Mas, sobretudo, não podemos nos esquecer de uma coisa. Precisamos garantir o espaço para a literatura em pé de igualdade com as outras matérias consideradas fundamentais. Será que estudar a alma humana não é fundamental? Será que uma formação mais humana não seria uma saída para a questão da violência no Brasil? Uma formação capaz de formar filósofos, escritores, pintores, músicos, artistas de um modo geral; e esta formação estivesse em pé de igualdade com as outras carreiras mais científicas. Será que um bom cientista não precisa de um q de imaginação, de sonho e devaneio para avançar em suas pesquisas?
Já passou da hora da escola saber dar voz à emoção tanto quanto ela dá voz à razão. Não se pode mais ter medo daquilo que não é mensurável. E a literatura certamente não foi feita para ser medida, dirigida ou tratada de forma utilitária. Isso não forma leitor. Se continuarmos a fazer o que sempre foi feito talvez não percamos aquele aluno leitor que goste de ler por uma característica pessoal, mas cabe a escola fisgar aqueles que ainda desconhecem o poder encantatório que uma boa história pode nos proporcionar.

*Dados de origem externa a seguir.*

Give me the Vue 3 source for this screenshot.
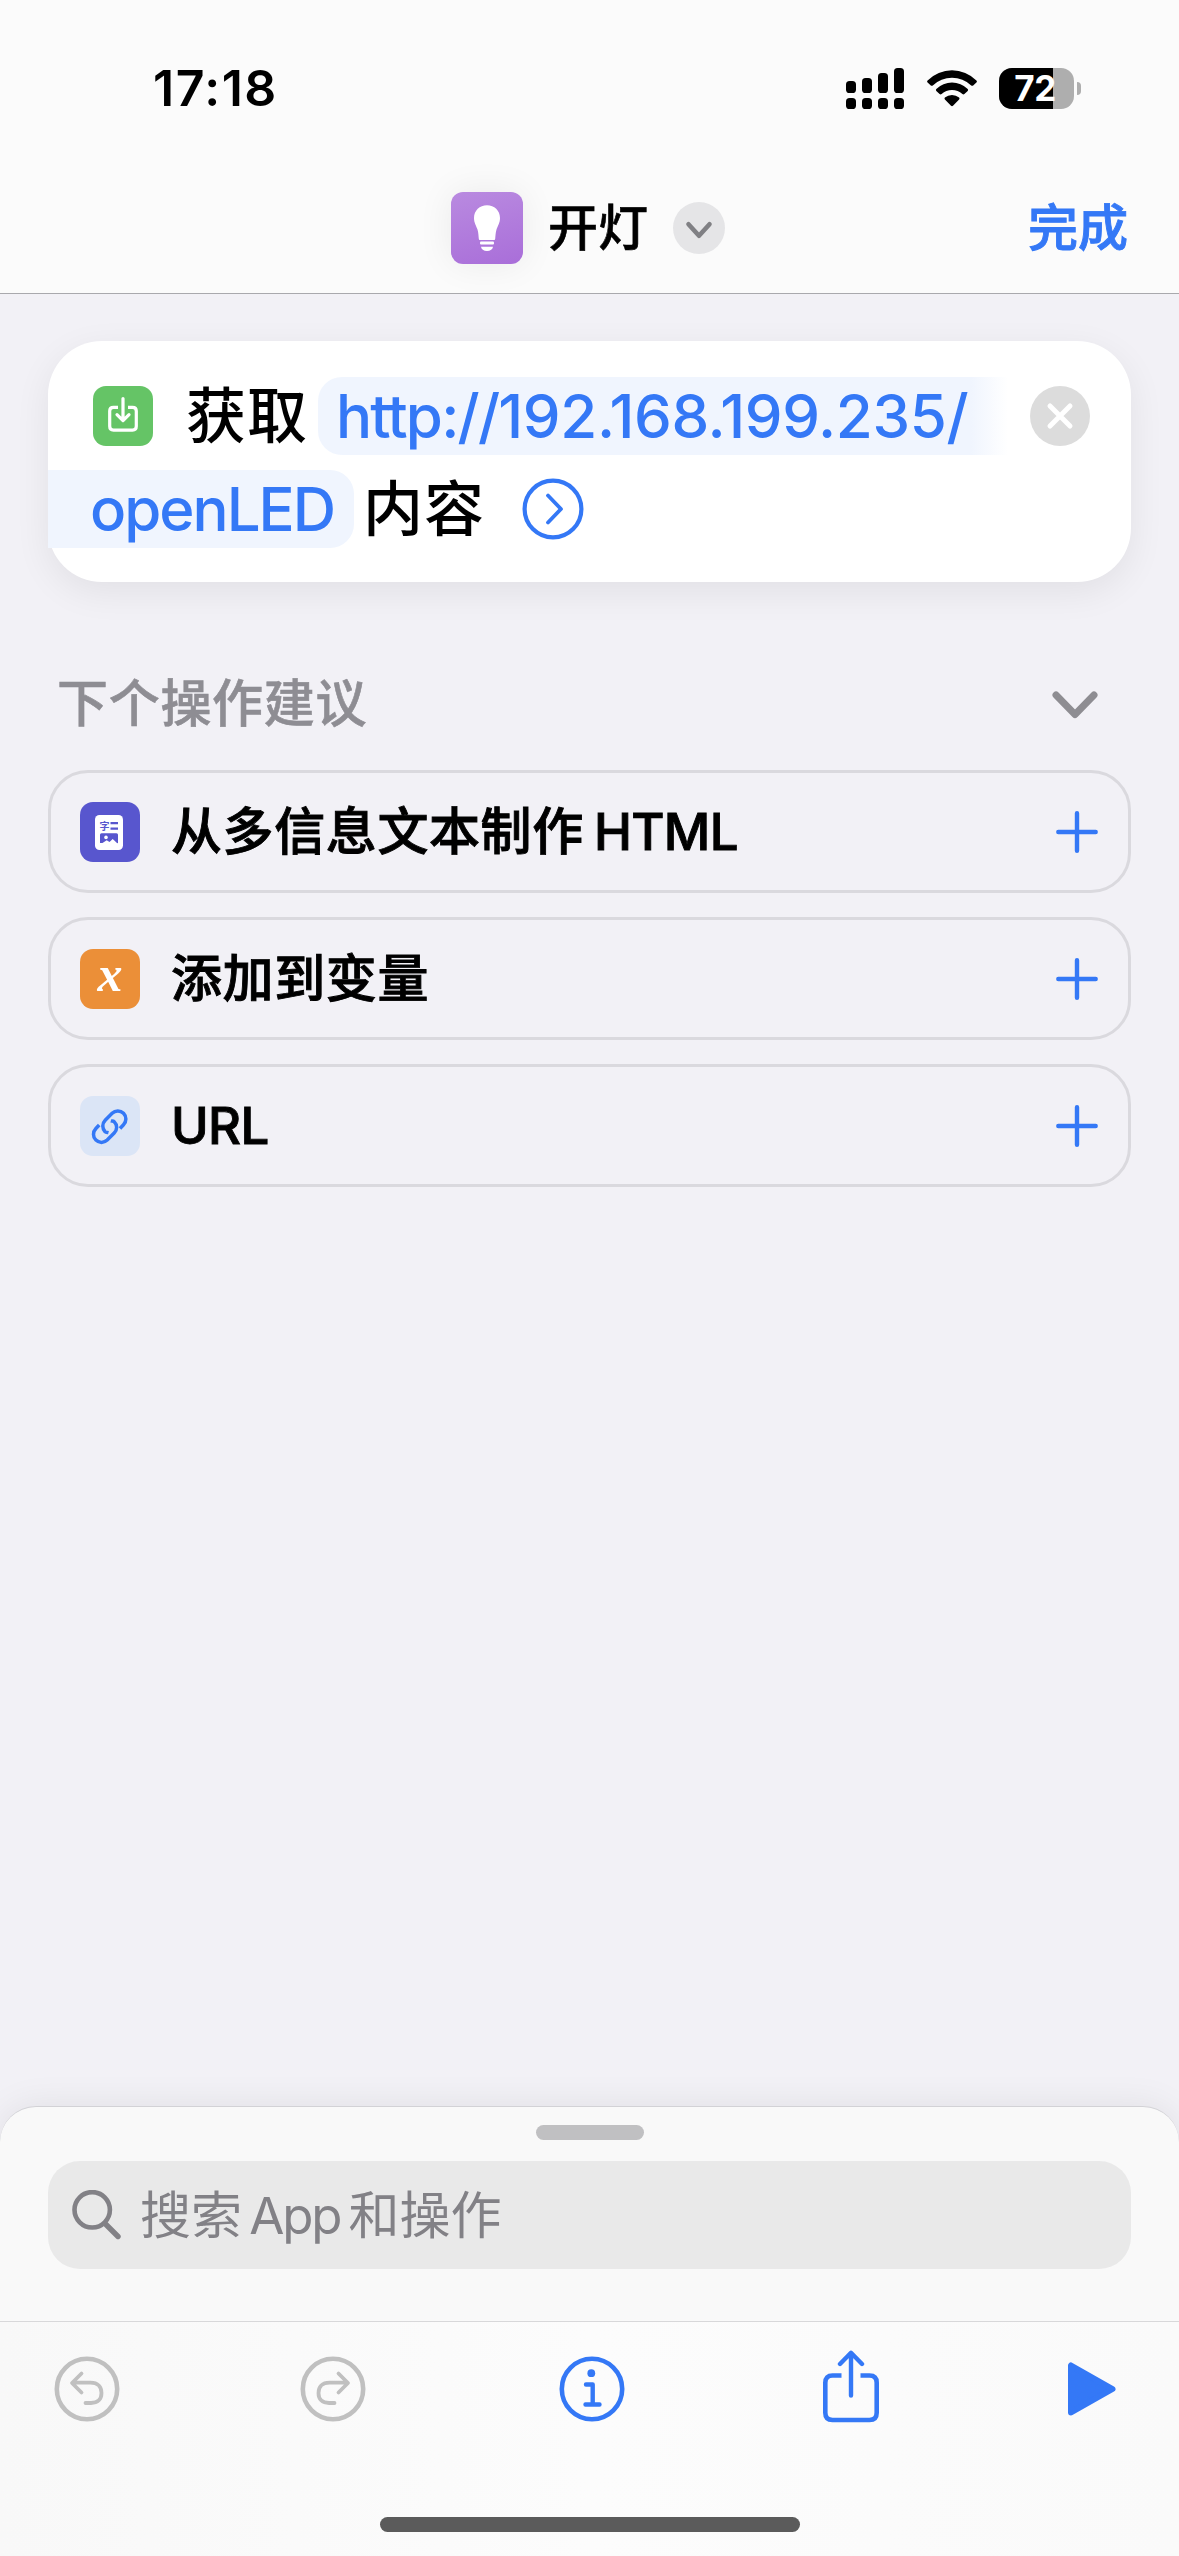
<template>
  <div class="shortcut-editor">
    <header class="top">
      <div class="status-bar">
        <span class="time">17:18</span>
        <div class="status-icons">
          <svg class="signal" width="58" height="41" viewBox="0 0 58 41">
            <rect
              v-for="(bar, i) in signalBars"
              :key="'bar' + i"
              :x="i * 16"
              :y="bar.y"
              width="10"
              :height="bar.h"
              rx="3.6"
            />
            <rect v-for="i in 4" :key="'dot' + i" :x="(i - 1) * 16" y="30" width="10" height="11" rx="3.6" />
          </svg>
          <svg class="wifi" width="50" height="38" viewBox="0 0 50 38">
            <path d="M0.6 11.4A34.5 34.5 0 0 1 49.4 11.4Q50.4 12.4 49.4 13.4L46.2 16.4Q45.2 17.2 44.2 16.4A28 28 0 0 0 5.8 16.4Q4.8 17.2 3.8 16.4L0.6 13.4Q-0.4 12.4 0.6 11.4Z" />
            <path d="M9.3 20A22.5 22.5 0 0 1 40.7 20Q41.6 21 40.7 22L37.4 25Q36.4 25.8 35.4 25A15.4 15.4 0 0 0 14.6 25Q13.6 25.8 12.6 25L9.3 22Q8.4 21 9.3 20Z" />
            <path d="M17.9 28.6A10.8 10.8 0 0 1 32.1 28.6Q33 29.6 32.1 30.5L26 36.8Q25 37.7 24 36.8L17.9 30.5Q17 29.6 17.9 28.6Z" />
          </svg>
          <div class="battery">
            <div class="battery-body">
              <div class="battery-level" :style="{ width: battery + '%' }"></div>
              <span class="battery-text">{{ battery }}</span>
            </div>
            <div class="battery-nub"></div>
          </div>
        </div>
      </div>

      <div class="nav">
        <div class="nav-title">
          <div class="app-icon">
            <svg width="72" height="72" viewBox="0 0 72 72" fill="#fff">
              <path d="M36 13.3c7.3 0 13 5.4 13 12.6 0 5-2.3 7.8-3.5 11.7-1 3.2-1 7-1.3 9.2-.1.9-.5 1.2-1.2 1.2H29c-.7 0-1.1-.3-1.2-1.2-.3-2.2-.3-6-1.3-9.2C25.3 33.7 23 30.9 23 25.9c0-7.2 5.7-12.6 13-12.6z" />
              <rect x="29" y="49.4" width="14" height="3.2" rx="1" />
              <path d="M30 54.8h12c-.3 2.6-2.6 4.2-6 4.2s-5.7-1.6-6-4.2z" />
            </svg>
          </div>
          <h1>开灯</h1>
          <button class="btn-more">
            <svg width="52" height="52" viewBox="0 0 52 52">
              <path d="M15.5 22.3L26 33.8L36.5 22.3" fill="none" stroke="#808084" stroke-width="4.6" stroke-linecap="round" stroke-linejoin="round" />
            </svg>
          </button>
        </div>
        <button class="btn-done">完成</button>
      </div>
    </header>

    <main class="content">
      <section class="action-card">
        <div class="line line-first">
          <div class="icon icon-green">
            <svg width="60" height="60" viewBox="0 0 60 60" fill="none" stroke="#fff" stroke-width="3.2" stroke-linecap="round" stroke-linejoin="round">
              <path d="M25 21.3H20.5Q16.7 21.3 16.7 25.1V40.3Q16.7 44.1 20.5 44.1H39.5Q43.3 44.1 43.3 40.3V25.1Q43.3 21.3 39.5 21.3H35" stroke-linecap="butt" />
              <path d="M30 12.5V34M24 28.6L30 34.6L36 28.6" />
            </svg>
          </div>
          <span class="word word-get">获取</span>
          <span class="token token-start"><span class="scheme">http://</span>192.168.199.235/</span>
          <button class="btn-remove">
            <svg width="60" height="60" viewBox="0 0 60 60">
              <path d="M20 20L40 40M40 20L20 40" stroke="#fff" stroke-width="5" stroke-linecap="round" />
            </svg>
          </button>
        </div>
        <div class="line">
          <span class="token token-end">openLED</span>
          <span class="word word-content">内容</span>
          <svg class="expand" width="62" height="62" viewBox="0 0 62 62" fill="none" stroke="#3478f6" stroke-linecap="round" stroke-linejoin="round">
            <circle cx="31" cy="31" r="28.4" stroke-width="4.2" />
            <path d="M26 17.5L39 31L26 44.5" stroke-width="3.8" />
          </svg>
        </div>
      </section>

      <section class="suggestions">
        <div class="section-header">
          <h2>下个操作建议</h2>
          <svg width="46" height="28" viewBox="0 0 46 28">
            <path d="M4 4L23 23.5L42 4" fill="none" stroke="#8e8d92" stroke-width="7" stroke-linecap="round" stroke-linejoin="round" />
          </svg>
        </div>

        <div v-for="item in suggestions" :key="item.id" class="suggestion">
          <div class="icon" :class="'icon-' + item.id">
            <svg v-if="item.id === 'html'" width="60" height="60" viewBox="0 0 60 60">
              <rect x="15" y="13" width="28" height="35" rx="4.5" fill="#fff" />
              <text class="glyph-zi" x="19.6" y="28">字</text>
              <path d="M30.5 21.2h7.5M30.5 26.7h7.5" stroke="#5856ce" stroke-width="2.2" />
              <path d="M21.5 31.2h15q1.500 0 1.500 1.500v8.600l-1-.300-4.300-4-3.200 3-2.800-1.700L22.500 41H20v-8.300q0-1.500 1.500-1.500z" fill="#5856ce" />
              <circle cx="26" cy="35.4" r="1.8" fill="#fff" />
            </svg>
            <span v-else-if="item.id === 'variable'" class="glyph-x">x</span>
            <svg v-else width="60" height="60" viewBox="0 0 60 60" fill="none" stroke="#3478f6" stroke-width="3.5">
              <path d="M19.2 29L15.9 32.5C12.7 35.8 12.7 41 15.9 44.1C19 47.2 24 47.2 27.2 44.1L34.2 37C37.5 33.7 37.4 28.8 34.2 25.7C33.3 24.9 32 25.2 30.8 24.9" />
              <path d="M40 32.5L43.5 28.7C46.7 25.4 46.6 20.5 43.5 17.3C40.4 14.2 35.3 14.2 32.1 17.3L25.2 24.3C22 27.6 22 32.5 25.1 35.7C26 36.5 27.3 36.3 28.5 36.6" />
            </svg>
          </div>
          <span class="suggestion-title">{{ item.title }} <span class="suggestion-latin">{{ item.latin }}</span></span>
          <svg width="42" height="42" viewBox="0 0 42 42">
            <path d="M21 2.3V39.7M2.3 21H39.7" stroke="#3478f6" stroke-width="4.4" stroke-linecap="round" />
          </svg>
        </div>
      </section>
    </main>

    <section class="sheet">
      <div class="grabber"></div>
      <div class="search">
        <svg width="50" height="50" viewBox="0 0 50 50" fill="none" stroke="#828186" stroke-linecap="round">
          <circle cx="20.2" cy="19.8" r="17.7" stroke-width="4.6" />
          <path d="M33 33.5L46 46.5" stroke-width="5.4" />
        </svg>
        <span class="placeholder">搜索 <span class="latin">App</span>和操作</span>
      </div>
    </section>

    <footer class="toolbar">
      <div class="tools">
        <svg class="tool disabled" width="66" height="66" viewBox="0 0 66 66">
          <circle cx="33" cy="33" r="30.2" stroke-width="4.6" />
          <path d="M27.5 17.5L18 27L27.5 36.5M19 26.7H36.5C44 26.7 47.5 31 47.5 37C47.5 43 44 47 37 47H31.5" stroke-width="3.8" />
        </svg>
        <svg class="tool tool-redo disabled" width="66" height="66" viewBox="0 0 66 66">
          <circle cx="33" cy="33" r="30.2" stroke-width="4.6" />
          <path d="M38.5 17.5L48 27L38.5 36.5M47 26.7H29.5C22 26.7 18.5 31 18.5 37C18.5 43 22 47 29 47H34.5" stroke-width="3.8" />
        </svg>
        <svg class="tool tool-info" width="66" height="66" viewBox="0 0 66 66">
          <circle cx="33" cy="33" r="30.2" stroke-width="4.6" />
          <path d="M27 28.5H33.7V48.5M26.5 48.5H40.5" stroke-width="4.4" />
          <circle cx="32.3" cy="17.2" r="3.9" fill="#3478f6" stroke="none" />
        </svg>
        <svg class="tool tool-share" width="58" height="74" viewBox="0 0 58 74">
          <path d="M19.5 25.5H10.5Q3.3 25.5 3.3 32.7V62.8Q3.3 70 10.5 70H47.5Q54.7 70 54.7 62.8V32.7Q54.7 25.5 47.5 25.5H38.5" stroke-width="4.6" stroke-linecap="butt" />
          <path d="M29 3.5V45.5M18 14L29 2.8L40 14" stroke-width="4.4" />
        </svg>
        <svg class="tool tool-play" width="50" height="56" viewBox="0 0 50 56">
          <path d="M4 4.5V51.5L45.5 28Z" fill="#3478f6" stroke-width="6" />
        </svg>
      </div>
      <div class="home-indicator"></div>
    </footer>
  </div>
</template>

<script setup>
import { ref } from 'vue'

const battery = ref(72)

const signalBars = [
  { y: 13, h: 12 },
  { y: 10, h: 15 },
  { y: 5, h: 20 },
  { y: 0, h: 25 }
]

const suggestions = ref([
  { id: 'html', title: '从多信息文本制作', latin: 'HTML' },
  { id: 'variable', title: '添加到变量', latin: '' },
  { id: 'url', title: '', latin: 'URL' }
])
</script>

<style>
body {
  margin: 0;
  background: #f2f1f6;
}
</style>

<style scoped>
.shortcut-editor {
  display: flex;
  flex-direction: column;
  width: 1179px;
  height: 2556px;
  overflow: hidden;
  background: #f2f1f6;
  color: #000;
  font-family: Inter, "Noto Sans CJK SC", sans-serif;
  font-size: 51px;
}

svg {
  display: block;
  flex: none;
}

button {
  border: none;
  padding: 0;
  margin: 0;
  background: none;
  font-family: inherit;
}

h1,
h2 {
  margin: 0;
}

.top {
  box-sizing: border-box;
  height: 294px;
  background: #fbfbfb;
  border-bottom: 1px solid #a9a9ad;
}

.status-bar {
  display: flex;
  justify-content: space-between;
  align-items: center;
  height: 176px;
  padding: 0 98px 0 153px;
}

.time {
  font-size: 50px;
  font-weight: 600;
  letter-spacing: 1.5px;
}

.status-icons {
  display: flex;
  align-items: center;
}

.wifi {
  margin: 0 22px 0 23px;
}

.battery {
  display: flex;
  align-items: center;
  gap: 3px;
}

.battery-body {
  position: relative;
  display: flex;
  align-items: center;
  justify-content: center;
  width: 75px;
  height: 41px;
  border-radius: 13px;
  background: #aeaeae;
  overflow: hidden;
}

.battery-level {
  position: absolute;
  left: 0;
  top: 0;
  bottom: 0;
  background: #000;
}

.battery-text {
  position: relative;
  color: #fff;
  margin-right: 3px;
  font-size: 35px;
  font-weight: 700;
  line-height: 41px;
  letter-spacing: -0.5px;
}

.battery-nub {
  width: 4px;
  height: 13px;
  border-radius: 0 6px 6px 0;
  background: #aeaeae;
}

.nav {
  display: flex;
  justify-content: space-between;
  align-items: center;
  height: 104px;
  padding: 0 51px 0 451px;
}

.nav-title {
  display: flex;
  align-items: center;
}

.app-icon {
  width: 72px;
  height: 72px;
  border-radius: 12px;
  background: linear-gradient(165deg, #b98ae0, #a96ed9);
  box-shadow: 0 0 36px rgba(0, 0, 0, 0.07);
}

h1 {
  margin: 0 25px 0 25px;
  font-size: 50px;
  font-weight: 500;
  line-height: 72px;
  -webkit-text-stroke: 0.6px currentColor;
}

.btn-more {
  width: 52px;
  height: 52px;
  border-radius: 50%;
  background: #e5e5e7;
}

.btn-done {
  color: #3478f6;
  font-size: 50px;
  font-weight: 500;
  line-height: 72px;
  -webkit-text-stroke: 0.9px currentColor;
}

.content {
  flex: 1;
  padding: 47px 48px 0;
}

.action-card {
  box-sizing: border-box;
  height: 241px;
  padding-top: 36px;
  border-radius: 54px;
  background: #fff;
  box-shadow: 0 10px 36px rgba(0, 0, 0, 0.07);
  font-size: 60px;
}

.line {
  display: flex;
  align-items: center;
  height: 78px;
  margin-bottom: 15px;
}

.line-first {
  padding: 0 41px 0 45px;
}

.icon {
  display: flex;
  align-items: center;
  justify-content: center;
  flex: none;
  width: 60px;
  height: 60px;
  border-radius: 13px;
}

.icon-green {
  background: #65c466;
}

.word {
  font-weight: 500;
  line-height: 78px;
  letter-spacing: 1px;
  white-space: nowrap;
}

.word-get {
  margin: 0 10px 0 33px;
}

.token {
  box-sizing: border-box;
  height: 78px;
  line-height: 78px;
  color: #3478f6;
  font-weight: 500;
  white-space: nowrap;
}

.token-start {
  width: 692px;
  padding-left: 18px;
  border-radius: 24px 0 0 24px;
  background: linear-gradient(to right, #f0f5fe 653px, #fff 690px);
  letter-spacing: -0.35px;
}

.scheme {
  letter-spacing: -1.8px;
}

.token-end {
  width: 306px;
  padding-left: 42px;
  border-radius: 0 24px 24px 0;
  background: #f0f5fe;
  letter-spacing: -2px;
}

.word-content {
  margin: 0 37px 0 9px;
}

.btn-remove {
  width: 60px;
  height: 60px;
  margin-left: auto;
  border-radius: 50%;
  background: #dcdcdc;
}

.section-header {
  display: flex;
  justify-content: space-between;
  align-items: center;
  height: 72px;
  margin: 87px 33px 29px 9px;
}

h2 {
  color: #8e8d93;
  padding-bottom: 2px;
  font-size: 51px;
  font-weight: 500;
  line-height: 72px;
  letter-spacing: 0.7px;
  -webkit-text-stroke: 0.6px currentColor;
}

.suggestion {
  box-sizing: border-box;
  display: flex;
  align-items: center;
  height: 123px;
  margin-bottom: 24px;
  padding: 0 30px 0 29px;
  border: 3px solid #dad9de;
  border-radius: 40px;
}

.suggestion-title {
  flex: 1;
  margin-left: 31px;
  font-size: 51px;
  font-weight: 500;
  line-height: 72px;
  letter-spacing: 0.6px;
  word-spacing: -4px;
  -webkit-text-stroke: 0.9px currentColor;
}

.suggestion-latin {
  letter-spacing: -0.7px;
}

.icon-html {
  background: #5856ce;
}

.icon-variable {
  background: #eb8f38;
}

.icon-url {
  background: #dbe5f6;
}

.glyph-zi {
  fill: #5856ce;
  font-family: "Noto Sans CJK SC", sans-serif;
  font-size: 10px;
  font-weight: 700;
}

.glyph-x {
  color: #fff;
  font-family: "Liberation Serif", serif;
  font-size: 50px;
  font-style: italic;
  font-weight: 700;
  line-height: 40px;
  padding-bottom: 9px;
}

.sheet {
  box-sizing: border-box;
  display: flex;
  flex-direction: column;
  align-items: center;
  height: 215px;
  padding: 18px 48px 0;
  border-top: 1px solid #d2d2d6;
  border-radius: 36px 36px 0 0;
  background: #f9f9f9;
  box-shadow: 0 0 36px rgba(0, 0, 0, 0.08);
}

.grabber {
  flex: none;
  width: 108px;
  height: 15px;
  margin-bottom: 21px;
  border-radius: 8px;
  background: #c0c0c2;
}

.search {
  box-sizing: border-box;
  display: flex;
  align-items: center;
  width: 100%;
  height: 108px;
  padding-left: 24px;
  border-radius: 32px;
  background: #e9e9e9;
  color: #828186;
}

.placeholder {
  margin-left: 18px;
  padding-top: 2px;
  font-size: 51px;
  line-height: 106px;
  white-space: nowrap;
  word-spacing: -7px;
}

.latin {
  margin-right: 8px;
  letter-spacing: -2.2px;
}

.toolbar {
  box-sizing: border-box;
  display: flex;
  flex-direction: column;
  align-items: center;
  height: 235px;
  border-top: 1px solid #d8d8da;
  background: linear-gradient(to right, #f8f8f8, #fcfcfc 50%, #fafafa);
}

.tools {
  box-sizing: border-box;
  display: flex;
  align-items: center;
  width: 100%;
  height: 134px;
  padding: 0 62px 0 54px;
}

.tool {
  fill: none;
  stroke: #3478f6;
  stroke-linecap: round;
  stroke-linejoin: round;
}

.disabled {
  stroke: #c0c0c0;
}

.tool-redo {
  margin-left: 180px;
}

.tool-info {
  margin-left: 193px;
}

.tool-share {
  margin-left: 197px;
  margin-bottom: 5px;
}

.tool-play {
  margin-left: auto;
}

.home-indicator {
  width: 420px;
  height: 15px;
  margin-top: 61px;
  border-radius: 8px;
  background: #5b5b5b;
}
</style>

Literatura deve fazer parte da vida de todas as crianças e jovens de forma a permitir esse verdadeiro encontro do leitor com o texto. Se quisermos formar leitores de verdade, e não leitores robotizados, é fundamental mudar a postura a partir de agora e reformular as práticas de aproximação dos alunos com os livros, principalmente a partir do sexto ano e no ensino médio. Não se pode tratar a literatura só como história da literatura e afastar os alunos da experiência de encantamento que os bons textos podem proporcionar. Precisamos garantir um espaço de magia com as histórias, de deslumbramento, de descobertas. Mas para isso é preciso que exista sabor. Devemos aprender a saborear um texto como quem saboreia um chocolate ou um gostoso beijo. Afinal, sabor e saber são suas palavras que se criaram no mesmo berço.
Para finalizar queremos dizer que acreditamos que escolas, professores e bibliotecários são capazes de transformar esta realidade tão dura que está aí. Mas é preciso tempo. Não são frutos a serem colhidos em um ou dois anos, mas a longo prazo. E é preciso começar agora e assegurar a continuidade de um novo programa de leitura no país. Um programa capaz de formar leitores críticos, apaixonados por histórias e capaz de diminuir a violência em nosso país. Precisamos de um programa que eduque nossos jovens a descobrirem que ir a biblioteca se aprende na escola. Numa biblioteca que não pense só nos livros, mas nas pessoas.
Queremos um leitor que não se perca ao longo dos anos. Um leitor que tenha vez e voz. Um leitor que tenha um espaço especial para a literatura na escola. Para nunca mais perdemos aquele leitor apaixonado e encantado da primeira infância.